DIRECTION >> Below is a listing; write it out exactly and drop any images from it.

INFORMATION PROVIDED >>
◇ ◇ ◇ ◇ ◇

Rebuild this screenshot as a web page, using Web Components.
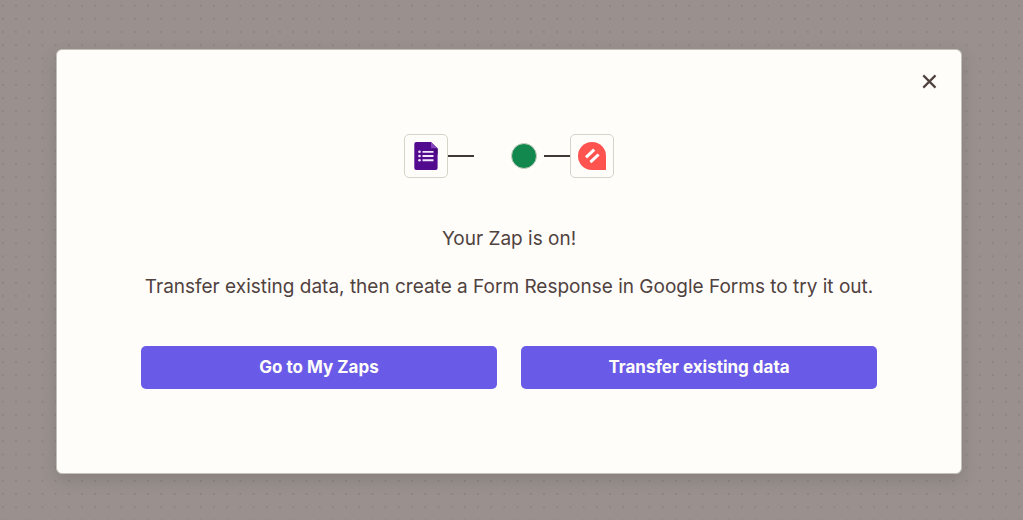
<!DOCTYPE html>
<html lang="en">
<head>
<meta charset="utf-8">
<meta name="viewport" content="width=device-width, initial-scale=1">
<title>Your Zap is on!</title>
<style>
  body {
    margin: 0;
    font-family: Inter, "Liberation Sans", sans-serif;
    color: #50423f;
  }
</style>
</head>
<body>

<zap-backdrop>
  <zap-modal>
    <zap-flow slot="media">
      <app-tile slot="from">
        <svg width="24" height="28" viewBox="0 0 24 28" role="img" aria-label="Google Forms">
          <path d="M2.3 0H17l6.6 6.6V26a2 2 0 0 1-2 2H2.3a2 2 0 0 1-2-2V2a2 2 0 0 1 2-2z" fill="#520a8f"/>
          <path d="M17 0l6.6 6.6h-5a1.6 1.6 0 0 1-1.6-1.6z" fill="#8546bd"/>
          <path d="M17.5 6.6h6.1v6.1z" fill="#42077a"/>
          <g fill="#f3e8fa">
            <circle cx="5.5" cy="9.8" r="1.3"/>
            <circle cx="5.5" cy="14" r="1.3"/>
            <circle cx="5.5" cy="18.2" r="1.3"/>
            <path d="M8.5 8.9h11v1.9h-11zM8.5 13.1h11V15h-11zM8.5 17.3h11v1.9h-11z"/>
          </g>
        </svg>
      </app-tile>
      <app-tile slot="to">
        <svg width="28" height="28" viewBox="0 0 28 28" role="img" aria-label="Connected app">
          <path d="M14 0a14 14 0 0 1 14 14v14H14a14 14 0 0 1 0-28z" fill="#ff5350"/>
          <path d="M8 15.3l8.2-7.6M12.4 20.1l8.2-7.6" fill="none" stroke="#fff" stroke-width="3"/>
        </svg>
      </app-tile>
    </zap-flow>
    <zap-text>Your Zap is on!</zap-text>
    <zap-text>Transfer existing data, then create a Form Response in Google Forms to try it out.</zap-text>
    <zap-button slot="actions">Go to My Zaps</zap-button>
    <zap-button slot="actions">Transfer existing data</zap-button>
  </zap-modal>
</zap-backdrop>

<script>
// small base: every element sets its own tmpl
class ZapElement extends HTMLElement {
  constructor() {
    super();
    let template = document.createRange().createContextualFragment(this.constructor.tmpl)
    this.attachShadow({ mode: 'open' }).appendChild(template);
  }
}

// dimmed editor canvas behind the dialog
class ZapBackdrop extends ZapElement {
  static tmpl = `
  <style>
    :host {
      display: grid;
      align-items: start;
      min-height: 100vh;
      box-sizing: border-box;
      background: #9a918e;
    }
    .dots, .content {
      grid-area: 1 / 1;
    }
    .dots {
      width: 100%;
      height: 100%;
      min-height: 0;
      contain: size;
    }
    .content {
      position: relative;
      padding: 49px 61px 46px 56px;
    }
  </style>
  <svg class="dots" aria-hidden="true">
    <defs>
      <pattern id="grid" width="10" height="10" patternUnits="userSpaceOnUse" patternTransform="scale(1.32)">
        <circle cx="2.1" cy="4.2" r="0.7" fill="#877f7d"/>
      </pattern>
    </defs>
    <rect width="100%" height="100%" fill="url(#grid)"/>
  </svg>
  <div class="content"><slot></slot></div>
  `
}

class ZapModal extends ZapElement {
  static tmpl = `
  <style>
    :host {
      display: block;
      padding-bottom: 84px;
      background: #fffdf9;
      border: 1px solid #c4bfb9;
      border-radius: 6px;
      box-shadow: 0 6px 16px rgba(60, 60, 50, 0.2);
    }
    header {
      display: flex;
      justify-content: flex-end;
      align-items: flex-start;
      height: 84px;
      padding: 20px 20px 0 0;
      box-sizing: border-box;
    }
    .close {
      display: flex;
      padding: 0;
      border: 0;
      background: none;
      color: #50423f;
      cursor: pointer;
    }
    main {
      display: flex;
      flex-direction: column;
      align-items: stretch;
      padding: 0 84px;
    }
    .text {
      display: grid;
      gap: 22px;
      margin: 48px 0 46px;
    }
    .actions {
      display: grid;
      grid-template-columns: 1fr 1fr;
      gap: 24px;
    }
  </style>
  <section role="dialog" aria-label="Your Zap is on!">
    <header>
      <button class="close" type="button" aria-label="Close">
        <svg width="24" height="24" viewBox="0 0 24 24" fill="none" stroke="currentColor" stroke-width="2.2">
          <path d="M6.3 5.4l12.2 12.2M18.5 5.4L6.3 17.6"/>
        </svg>
      </button>
    </header>
    <main>
      <slot name="media"></slot>
      <div class="text"><slot></slot></div>
      <div class="actions"><slot name="actions"></slot></div>
    </main>
  </section>
  `
}

class ZapFlow extends ZapElement {
  static tmpl = `
  <style>
    :host {
      display: flex;
      justify-content: center;
      align-items: center;
    }
    .line {
      width: 26px;
      height: 2px;
      background: #413735;
    }
    .track {
      display: flex;
      justify-content: flex-end;
      width: 70px;
      padding-right: 7px;
      box-sizing: border-box;
    }
    .dot {
      width: 26px;
      height: 26px;
      box-sizing: border-box;
      border: 1px solid #c4cdbf;
      border-radius: 50%;
      background: #12884f;
    }
  </style>
  <slot name="from"></slot>
  <div class="line"></div>
  <div class="track"><div class="dot"></div></div>
  <div class="line"></div>
  <slot name="to"></slot>
  `
}

class AppTile extends ZapElement {
  static tmpl = `
  <style>
    :host {
      display: flex;
      justify-content: center;
      align-items: center;
      width: 44px;
      height: 44px;
      box-sizing: border-box;
      border: 1px solid #d7d3c9;
      border-radius: 5px;
    }
  </style>
  <slot></slot>
  `
}

class ZapText extends ZapElement {
  static tmpl = `
  <style>
    :host {
      display: block;
    }
    p {
      margin: 0;
      font-size: 19px;
      line-height: 26px;
      text-align: center;
    }
  </style>
  <p><slot></slot></p>
  `
}

class ZapButton extends ZapElement {
  static tmpl = `
  <style>
    :host {
      display: block;
    }
    button {
      width: 100%;
      padding: 9px 16px 10px;
      border: 0;
      border-radius: 5px;
      background: #695be8;
      color: #fffdf9;
      font: 700 17px/24px Inter, "Liberation Sans", sans-serif;
      cursor: pointer;
    }
  </style>
  <button type="button"><slot></slot></button>
  `
}

customElements.define('zap-backdrop', ZapBackdrop);
customElements.define('zap-modal', ZapModal);
customElements.define('zap-flow', ZapFlow);
customElements.define('app-tile', AppTile);
customElements.define('zap-text', ZapText);
customElements.define('zap-button', ZapButton);
</script>
</body>
</html>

◇ ◇ ◇ ◇ ◇

RESULT BELOW >>
Rebuild this screenshot as a web page, using Web Components.
<!DOCTYPE html>
<html lang="en">
<head>
<meta charset="utf-8">
<meta name="viewport" content="width=device-width, initial-scale=1">
<title>Your Zap is on!</title>
<style>
  body {
    margin: 0;
    font-family: Inter, "Liberation Sans", sans-serif;
    color: #50423f;
  }
</style>
</head>
<body>

<zap-backdrop>
  <zap-modal>
    <zap-flow slot="media">
      <app-tile slot="from">
        <svg width="24" height="28" viewBox="0 0 24 28" role="img" aria-label="Google Forms">
          <path d="M2.3 0H17l6.6 6.6V26a2 2 0 0 1-2 2H2.3a2 2 0 0 1-2-2V2a2 2 0 0 1 2-2z" fill="#520a8f"/>
          <path d="M17 0l6.6 6.6h-5a1.6 1.6 0 0 1-1.6-1.6z" fill="#8546bd"/>
          <path d="M17.5 6.6h6.1v6.1z" fill="#42077a"/>
          <g fill="#f3e8fa">
            <circle cx="5.5" cy="9.8" r="1.3"/>
            <circle cx="5.5" cy="14" r="1.3"/>
            <circle cx="5.5" cy="18.2" r="1.3"/>
            <path d="M8.5 8.9h11v1.9h-11zM8.5 13.1h11V15h-11zM8.5 17.3h11v1.9h-11z"/>
          </g>
        </svg>
      </app-tile>
      <app-tile slot="to">
        <svg width="28" height="28" viewBox="0 0 28 28" role="img" aria-label="Connected app">
          <path d="M14 0a14 14 0 0 1 14 14v14H14a14 14 0 0 1 0-28z" fill="#ff5350"/>
          <path d="M8 15.3l8.2-7.6M12.4 20.1l8.2-7.6" fill="none" stroke="#fff" stroke-width="3"/>
        </svg>
      </app-tile>
    </zap-flow>
    <zap-text>Your Zap is on!</zap-text>
    <zap-text>Transfer existing data, then create a Form Response in Google Forms to try it out.</zap-text>
    <zap-button slot="actions">Go to My Zaps</zap-button>
    <zap-button slot="actions">Transfer existing data</zap-button>
  </zap-modal>
</zap-backdrop>

<script>
// small base: every element sets its own tmpl
class ZapElement extends HTMLElement {
  constructor() {
    super();
    let template = document.createRange().createContextualFragment(this.constructor.tmpl)
    this.attachShadow({ mode: 'open' }).appendChild(template);
  }
}

// dimmed editor canvas behind the dialog
class ZapBackdrop extends ZapElement {
  static tmpl = `
  <style>
    :host {
      display: grid;
      align-items: start;
      min-height: 100vh;
      box-sizing: border-box;
      background: #9a918e;
    }
    .dots, .content {
      grid-area: 1 / 1;
    }
    .dots {
      width: 100%;
      height: 100%;
      min-height: 0;
      contain: size;
    }
    .content {
      position: relative;
      padding: 49px 61px 46px 56px;
    }
  </style>
  <svg class="dots" aria-hidden="true">
    <defs>
      <pattern id="grid" width="10" height="10" patternUnits="userSpaceOnUse" patternTransform="scale(1.32)">
        <circle cx="2.1" cy="4.2" r="0.7" fill="#877f7d"/>
      </pattern>
    </defs>
    <rect width="100%" height="100%" fill="url(#grid)"/>
  </svg>
  <div class="content"><slot></slot></div>
  `
}

class ZapModal extends ZapElement {
  static tmpl = `
  <style>
    :host {
      display: block;
      padding-bottom: 84px;
      background: #fffdf9;
      border: 1px solid #c4bfb9;
      border-radius: 6px;
      box-shadow: 0 6px 16px rgba(60, 60, 50, 0.2);
    }
    header {
      display: flex;
      justify-content: flex-end;
      align-items: flex-start;
      height: 84px;
      padding: 20px 20px 0 0;
      box-sizing: border-box;
    }
    .close {
      display: flex;
      padding: 0;
      border: 0;
      background: none;
      color: #50423f;
      cursor: pointer;
    }
    main {
      display: flex;
      flex-direction: column;
      align-items: stretch;
      padding: 0 84px;
    }
    .text {
      display: grid;
      gap: 22px;
      margin: 48px 0 46px;
    }
    .actions {
      display: grid;
      grid-template-columns: 1fr 1fr;
      gap: 24px;
    }
  </style>
  <section role="dialog" aria-label="Your Zap is on!">
    <header>
      <button class="close" type="button" aria-label="Close">
        <svg width="24" height="24" viewBox="0 0 24 24" fill="none" stroke="currentColor" stroke-width="2.2">
          <path d="M6.3 5.4l12.2 12.2M18.5 5.4L6.3 17.6"/>
        </svg>
      </button>
    </header>
    <main>
      <slot name="media"></slot>
      <div class="text"><slot></slot></div>
      <div class="actions"><slot name="actions"></slot></div>
    </main>
  </section>
  `
}

class ZapFlow extends ZapElement {
  static tmpl = `
  <style>
    :host {
      display: flex;
      justify-content: center;
      align-items: center;
    }
    .line {
      width: 26px;
      height: 2px;
      background: #413735;
    }
    .track {
      display: flex;
      justify-content: flex-end;
      width: 70px;
      padding-right: 7px;
      box-sizing: border-box;
    }
    .dot {
      width: 26px;
      height: 26px;
      box-sizing: border-box;
      border: 1px solid #c4cdbf;
      border-radius: 50%;
      background: #12884f;
    }
  </style>
  <slot name="from"></slot>
  <div class="line"></div>
  <div class="track"><div class="dot"></div></div>
  <div class="line"></div>
  <slot name="to"></slot>
  `
}

class AppTile extends ZapElement {
  static tmpl = `
  <style>
    :host {
      display: flex;
      justify-content: center;
      align-items: center;
      width: 44px;
      height: 44px;
      box-sizing: border-box;
      border: 1px solid #d7d3c9;
      border-radius: 5px;
    }
  </style>
  <slot></slot>
  `
}

class ZapText extends ZapElement {
  static tmpl = `
  <style>
    :host {
      display: block;
    }
    p {
      margin: 0;
      font-size: 19px;
      line-height: 26px;
      text-align: center;
    }
  </style>
  <p><slot></slot></p>
  `
}

class ZapButton extends ZapElement {
  static tmpl = `
  <style>
    :host {
      display: block;
    }
    button {
      width: 100%;
      padding: 9px 16px 10px;
      border: 0;
      border-radius: 5px;
      background: #695be8;
      color: #fffdf9;
      font: 700 17px/24px Inter, "Liberation Sans", sans-serif;
      cursor: pointer;
    }
  </style>
  <button type="button"><slot></slot></button>
  `
}

customElements.define('zap-backdrop', ZapBackdrop);
customElements.define('zap-modal', ZapModal);
customElements.define('zap-flow', ZapFlow);
customElements.define('app-tile', AppTile);
customElements.define('zap-text', ZapText);
customElements.define('zap-button', ZapButton);
</script>
</body>
</html>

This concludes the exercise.